======== PROVIDED ENTRIES
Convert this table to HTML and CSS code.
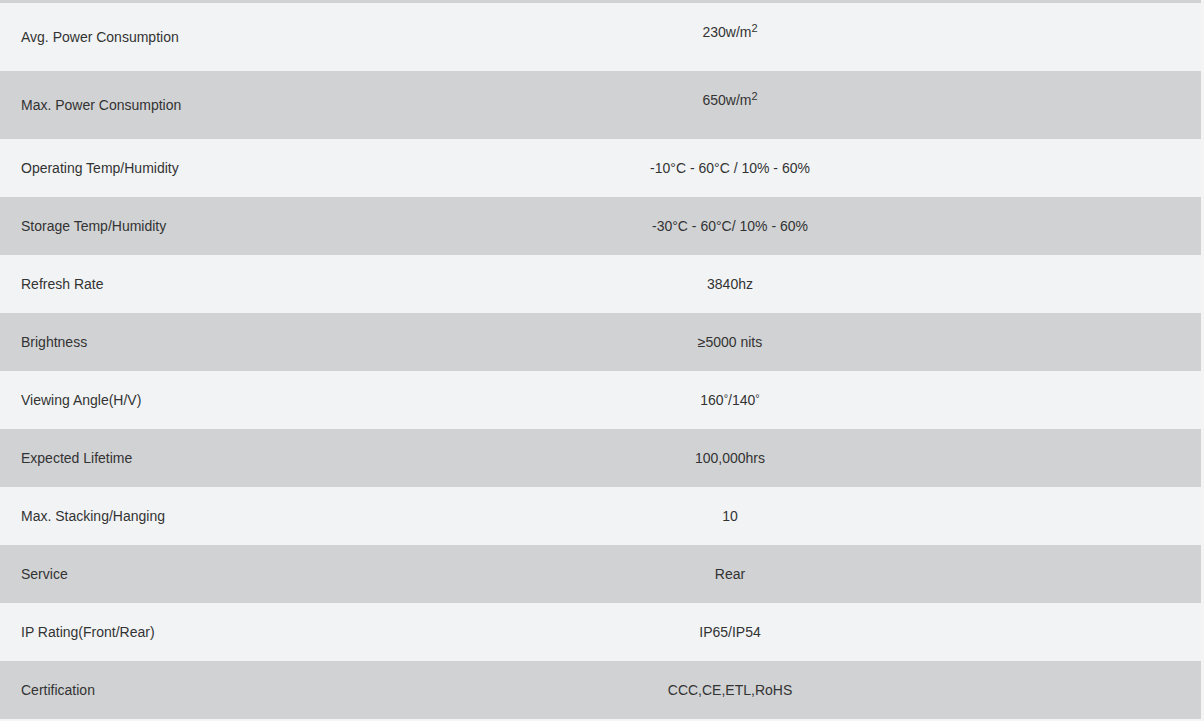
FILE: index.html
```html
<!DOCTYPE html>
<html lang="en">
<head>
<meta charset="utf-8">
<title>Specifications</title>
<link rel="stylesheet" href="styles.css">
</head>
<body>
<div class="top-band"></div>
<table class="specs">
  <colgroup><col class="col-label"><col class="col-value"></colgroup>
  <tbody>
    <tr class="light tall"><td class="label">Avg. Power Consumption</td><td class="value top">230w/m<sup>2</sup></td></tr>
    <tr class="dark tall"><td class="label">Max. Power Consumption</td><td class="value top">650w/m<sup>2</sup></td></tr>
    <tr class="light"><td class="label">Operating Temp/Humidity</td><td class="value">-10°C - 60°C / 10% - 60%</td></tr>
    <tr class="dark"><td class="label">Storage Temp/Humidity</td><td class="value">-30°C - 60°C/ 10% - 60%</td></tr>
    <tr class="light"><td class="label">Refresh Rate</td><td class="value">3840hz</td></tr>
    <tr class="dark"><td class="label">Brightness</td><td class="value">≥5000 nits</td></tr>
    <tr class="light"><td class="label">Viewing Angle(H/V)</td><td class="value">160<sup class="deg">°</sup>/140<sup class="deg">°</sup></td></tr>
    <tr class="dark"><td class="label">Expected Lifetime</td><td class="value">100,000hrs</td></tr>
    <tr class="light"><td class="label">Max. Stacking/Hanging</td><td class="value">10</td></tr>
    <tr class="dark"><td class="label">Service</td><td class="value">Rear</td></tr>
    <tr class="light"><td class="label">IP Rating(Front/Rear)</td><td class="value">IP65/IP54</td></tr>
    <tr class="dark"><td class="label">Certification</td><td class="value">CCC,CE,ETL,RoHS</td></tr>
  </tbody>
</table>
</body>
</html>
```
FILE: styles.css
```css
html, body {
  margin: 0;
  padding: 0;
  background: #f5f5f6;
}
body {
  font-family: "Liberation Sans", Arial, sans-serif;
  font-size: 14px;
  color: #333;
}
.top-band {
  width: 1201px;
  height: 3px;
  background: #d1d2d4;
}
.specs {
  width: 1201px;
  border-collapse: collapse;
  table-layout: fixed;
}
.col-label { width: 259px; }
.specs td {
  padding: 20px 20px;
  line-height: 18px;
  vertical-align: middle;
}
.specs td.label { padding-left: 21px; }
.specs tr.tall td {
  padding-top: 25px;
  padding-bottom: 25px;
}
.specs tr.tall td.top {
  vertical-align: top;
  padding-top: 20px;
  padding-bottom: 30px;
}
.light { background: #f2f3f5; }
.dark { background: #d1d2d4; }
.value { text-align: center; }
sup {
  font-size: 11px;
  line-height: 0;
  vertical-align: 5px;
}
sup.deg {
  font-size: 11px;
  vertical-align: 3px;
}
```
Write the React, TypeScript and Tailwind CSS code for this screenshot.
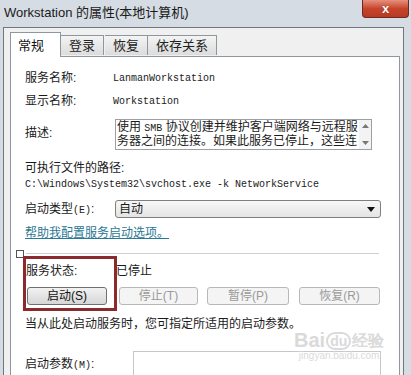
================
TASK DIRECTIONS: Go through the material above and print all of it exactly, except the pictures.

RESULT BELOW:
Convert this table to HTML and CSS code.
FILE: index.html
```html
<!DOCTYPE html>
<html lang="en">
<head>
<meta charset="utf-8">
<title>Specifications</title>
<link rel="stylesheet" href="styles.css">
</head>
<body>
<div class="top-band"></div>
<table class="specs">
  <colgroup><col class="col-label"><col class="col-value"></colgroup>
  <tbody>
    <tr class="light tall"><td class="label">Avg. Power Consumption</td><td class="value top">230w/m<sup>2</sup></td></tr>
    <tr class="dark tall"><td class="label">Max. Power Consumption</td><td class="value top">650w/m<sup>2</sup></td></tr>
    <tr class="light"><td class="label">Operating Temp/Humidity</td><td class="value">-10°C - 60°C / 10% - 60%</td></tr>
    <tr class="dark"><td class="label">Storage Temp/Humidity</td><td class="value">-30°C - 60°C/ 10% - 60%</td></tr>
    <tr class="light"><td class="label">Refresh Rate</td><td class="value">3840hz</td></tr>
    <tr class="dark"><td class="label">Brightness</td><td class="value">≥5000 nits</td></tr>
    <tr class="light"><td class="label">Viewing Angle(H/V)</td><td class="value">160<sup class="deg">°</sup>/140<sup class="deg">°</sup></td></tr>
    <tr class="dark"><td class="label">Expected Lifetime</td><td class="value">100,000hrs</td></tr>
    <tr class="light"><td class="label">Max. Stacking/Hanging</td><td class="value">10</td></tr>
    <tr class="dark"><td class="label">Service</td><td class="value">Rear</td></tr>
    <tr class="light"><td class="label">IP Rating(Front/Rear)</td><td class="value">IP65/IP54</td></tr>
    <tr class="dark"><td class="label">Certification</td><td class="value">CCC,CE,ETL,RoHS</td></tr>
  </tbody>
</table>
</body>
</html>
```
FILE: styles.css
```css
html, body {
  margin: 0;
  padding: 0;
  background: #f5f5f6;
}
body {
  font-family: "Liberation Sans", Arial, sans-serif;
  font-size: 14px;
  color: #333;
}
.top-band {
  width: 1201px;
  height: 3px;
  background: #d1d2d4;
}
.specs {
  width: 1201px;
  border-collapse: collapse;
  table-layout: fixed;
}
.col-label { width: 259px; }
.specs td {
  padding: 20px 20px;
  line-height: 18px;
  vertical-align: middle;
}
.specs td.label { padding-left: 21px; }
.specs tr.tall td {
  padding-top: 25px;
  padding-bottom: 25px;
}
.specs tr.tall td.top {
  vertical-align: top;
  padding-top: 20px;
  padding-bottom: 30px;
}
.light { background: #f2f3f5; }
.dark { background: #d1d2d4; }
.value { text-align: center; }
sup {
  font-size: 11px;
  line-height: 0;
  vertical-align: 5px;
}
sup.deg {
  font-size: 11px;
  vertical-align: 3px;
}
```
Write the React, TypeScript and Tailwind CSS code for this screenshot.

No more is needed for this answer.